DG is ideally suited to provide either negawatts or megawatts at peak. DG owners can interrupt their utility service and self-supply their entire load (provide negawatts) or increase the output of their facilities above their consumption (provide megawatts). In either case, other consumers benefit by the distributed generation contribution of energy.
In markets where the DG facility may sell its output to a regional transmission organization (RTO) with a demand response program, the DG provider can participate in the program, provided it has adequate metering equipment. In these markets, the local utility need not provide any demand response services to the DG owner. Where there is no RTO demand response program, or where the local utility is a vertically integrated utility that does not afford the DG facility any real opportunity to sell its output off-system, the state regulatory authority should mandate that the utility institute such a program. Included should be provisions that allow DG units and other qualified entities a meaningful opportunity to participate. With the telecommunications capabilities available today, there is no excuse for a utility to decline to provide such services.

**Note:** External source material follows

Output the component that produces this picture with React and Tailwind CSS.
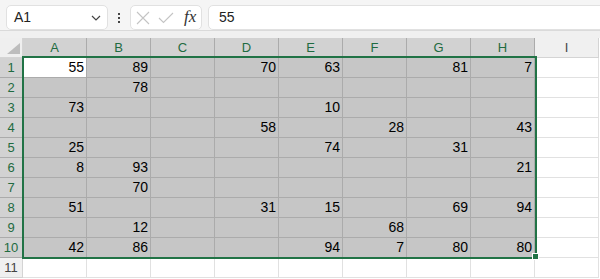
import React from "react";

const COLS = ["A", "B", "C", "D", "E", "F", "G", "H", "I"];
const DATA = {
  1: { A: 55, B: 89, D: 70, E: 63, G: 81, H: 7 },
  2: { B: 78 },
  3: { A: 73, E: 10 },
  4: { D: 58, F: 28, H: 43 },
  5: { A: 25, E: 74, G: 31 },
  6: { A: 8, B: 93, H: 21 },
  7: { B: 70 },
  8: { A: 51, D: 31, E: 15, G: 69, H: 94 },
  9: { B: 12, F: 68 },
  10: { A: 42, B: 86, E: 94, F: 7, G: 80, H: 80 },
  11: {},
};

function Toolbar() {
  return (
    <div className="flex items-start h-[31px] pt-[5px] pl-[6px] bg-[#f5f5f5] border-b border-[#dadada] overflow-hidden">
      <div className="flex shrink-0 items-center justify-between w-[102px] h-[25px] bg-white border border-[#e1e1e1] rounded-[5px] pl-[7px] pr-[6px]">
        <span className="text-[14px] text-[#222]">A1</span>
        <svg width="10" height="6" viewBox="0 0 10 6">
          <path d="M1 1 L5 5 L9 1" fill="none" stroke="#444" strokeWidth="1.2" />
        </svg>
      </div>
      <div className="flex shrink-0 flex-col items-center justify-center gap-[2px] w-[22px] h-[25px]">
        <div className="w-[2px] h-[2px] bg-[#444]" />
        <div className="w-[2px] h-[2px] bg-[#444]" />
        <div className="w-[2px] h-[2px] bg-[#444]" />
      </div>
      <div className="flex shrink-0 items-center w-[72px] h-[25px] bg-white border border-[#e1e1e1] rounded-[5px] pl-[5px]">
        <svg width="14" height="14" viewBox="0 0 14 14" className="shrink-0">
          <path d="M1 1 L13 13 M13 1 L1 13" stroke="#c4c4c4" strokeWidth="1.1" fill="none" />
        </svg>
        <svg width="16" height="12" viewBox="0 0 16 12" className="ml-[8px] shrink-0">
          <path d="M1 6 L5.5 10.5 L15 1" stroke="#c4c4c4" strokeWidth="1.1" fill="none" />
        </svg>
        <span
          className="ml-[10px] text-[17px] italic text-[#333] leading-none -mt-[2px]"
          style={{ fontFamily: '"Liberation Serif", serif' }}
        >
          fx
        </span>
      </div>
      <div className="flex shrink-0 items-center ml-[6px] w-[420px] h-[25px] bg-white border border-[#e1e1e1] rounded-[5px] pl-[10px]">
        <span className="text-[14px] text-[#222]">55</span>
      </div>
    </div>
  );
}

function HeaderRow() {
  return (
    <div className="flex h-[20px]">
      <div className="relative w-[23px] h-[20px] bg-[#efefef] border-r border-b border-[#d4d4d4]">
        <svg width="14" height="11" viewBox="0 0 14 11" className="absolute left-[7px] top-[5px]">
          <path d="M13 0 L13 11 L0 11 Z" fill="#bdbdbd" />
        </svg>
      </div>
      {COLS.map((c) => {
        const sel = c !== "I";
        return (
          <div
            key={c}
            className={
              sel
                ? "flex items-center justify-center w-[64px] h-[20px] bg-[#d2d2d2] border-r border-b border-[#ababab] text-[13px] text-[#1f6b41]"
                : "flex items-center justify-center w-[64px] h-[20px] bg-[#f0f0f0] border-r border-b border-[#d4d4d4] text-[13px] text-[#444]"
            }
          >
            {c}
          </div>
        );
      })}
    </div>
  );
}

function Row({ n }) {
  const selRow = n <= 10;
  return (
    <div className="flex h-[20px]">
      <div
        className={
          selRow
            ? "flex items-center justify-center w-[23px] h-[20px] bg-[#d2d2d2] border-r border-b border-[#ababab] text-[13px] text-[#1f6b41]"
            : "flex items-center justify-center w-[23px] h-[20px] bg-[#f0f0f0] border-r border-b border-[#d4d4d4] text-[13px] text-[#444]"
        }
      >
        {n}
      </div>
      {COLS.map((c) => {
        const sel = selRow && c !== "I";
        const active = n === 1 && c === "A";
        const v = DATA[n][c];
        let cls = "flex items-center justify-end pr-[2px] w-[64px] h-[20px] border-r border-b text-[14px] text-black ";
        if (active) cls += "bg-white border-[#ababab]";
        else if (sel) cls += "bg-[#c6c6c6] border-[#ababab]";
        else cls += "bg-white border-[#e1e1e1]";
        return (
          <div key={c} className={cls}>
            {v !== undefined ? v : ""}
          </div>
        );
      })}
    </div>
  );
}

export default function App() {
  return (
    <div
      className="w-[600px] h-[279px] overflow-hidden bg-white"
      style={{ fontFamily: '"Liberation Sans", Arial, sans-serif' }}
    >
      <Toolbar />
      <div className="h-[7px] bg-[#f0f0f0]" />
      <div className="relative">
        <HeaderRow />
        {Array.from({ length: 11 }, (_, i) => (
          <Row key={i} n={i + 1} />
        ))}
        <div className="absolute left-[22px] top-[18px] w-[515px] h-[203px] border-2 border-[#217346] pointer-events-none" />
        <div className="absolute left-[532px] top-[215px] w-[7px] h-[7px] bg-[#217346] border border-white" />
      </div>
    </div>
  );
}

Distributed generation likewise is fit to participate in capacity markets. No barriers should hinder DG facilities from participating in these markets. A DG customer willing to commit in advance to be available at or near the system peak provides other customers benefits for which the DG customer should be compensated.
A Fair and Simple Plan
This article points out a "fair and simple plan." The recommendations-the creation of distributed generation zones, utility-side rate incentives, customer-side distributed generation zonal credits, and the elimination of perverse disincentives to distributed generation development-are consistent with this theme. The plan would achieve neutrality among the utility, DG customers, and other ratepayers, and the recommendations can be implemented without making fundamental changes to the current regulatory scheme.